I am currently running stress tests between 2 machines, this time stressing
labeled ipsec over both loopback and point-to-point. So far has been running
almost 24 hours with no sign of problem of this bug report.
I did notice that there were a bunch of open sockets before leaving yesterday.
When I looked this morning, they had all been cleaned up and I only saw about 10
open sockets on each machine. Right now I see about 500 on one machine (the on
with loopback and eth0 being stressed) and only about 10 on the other (only eth0
Created attachment 152625 [details]
patch addressing socket leak
Based on findings reported by Joe Nall on bz 235475, I created this patch. It
calls init_avc during daemon init rather than each SA negotiation.

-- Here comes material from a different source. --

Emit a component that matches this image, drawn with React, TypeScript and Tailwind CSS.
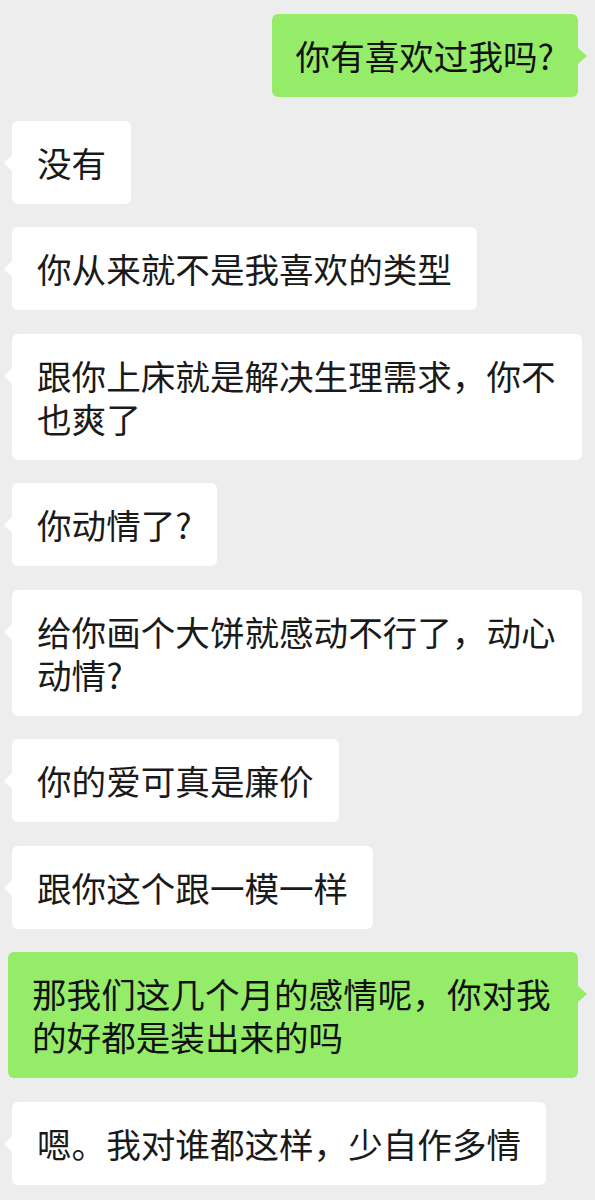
import React from "react";

type Msg = { me: boolean; text: string };

const msgs: Msg[] = [
  { me: true, text: "你有喜欢过我吗?" },
  { me: false, text: "没有" },
  { me: false, text: "你从来就不是我喜欢的类型" },
  { me: false, text: "跟你上床就是解决生理需求，你不也爽了" },
  { me: false, text: "你动情了?" },
  { me: false, text: "给你画个大饼就感动不行了，动心动情?" },
  { me: false, text: "你的爱可真是廉价" },
  { me: false, text: "跟你这个跟一模一样" },
  { me: true, text: "那我们这几个月的感情呢，你对我的好都是装出来的吗" },
  { me: false, text: "嗯。我对谁都这样，少自作多情" },
];

function Bubble({ me, text }: Msg) {
  return (
    <div
      className={
        me
          ? "relative self-end mr-[17px] max-w-[570px] rounded-[6px] bg-[#95ec69] px-[24px] py-[20px] text-[34.6px] leading-[43px] text-[#111111]"
          : "relative self-start ml-[12px] max-w-[570px] rounded-[6px] bg-white px-[25px] py-[20px] text-[34.6px] leading-[43px] text-[#1a1a1a]"
      }
    >
      {me ? (
        <span className="absolute right-[-9px] top-[34px] h-0 w-0 border-y-[8px] border-l-[9px] border-y-transparent border-l-[#95ec69]" />
      ) : (
        <span className="absolute left-[-8px] top-[34px] h-0 w-0 border-y-[8px] border-r-[8px] border-y-transparent border-r-white" />
      )}
      {text}
    </div>
  );
}

export default function App() {
  return (
    <div
      className="flex min-h-[1200px] w-[595px] flex-col gap-[23.5px] bg-[#ededed] pt-[14px]"
      style={{ fontFamily: '"Noto Sans CJK SC", "Noto Sans", sans-serif' }}
    >
      {msgs.map((m, i) => (
        <Bubble key={i} {...m} />
      ))}
    </div>
  );
}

Created attachment 152626 [details]
This patch is a little less harsh to nonselinux systems.
Created attachment 152627 [details]
avc_init check was backwards. Should be correct now.
Built ipsec-tools-0.6.5-6.5 with the above patch. It could use a re-test to make
sure the problem is indeed fixed. Thanks.
Ran all night with no increase in number of file descriptors. Looks good. Thanks.
Removing LSPP tracker. Also built a new ipsec-tools-0.6.5-6.6 which adds audit
system call backs so that racoon can correctly act as a user space object manager.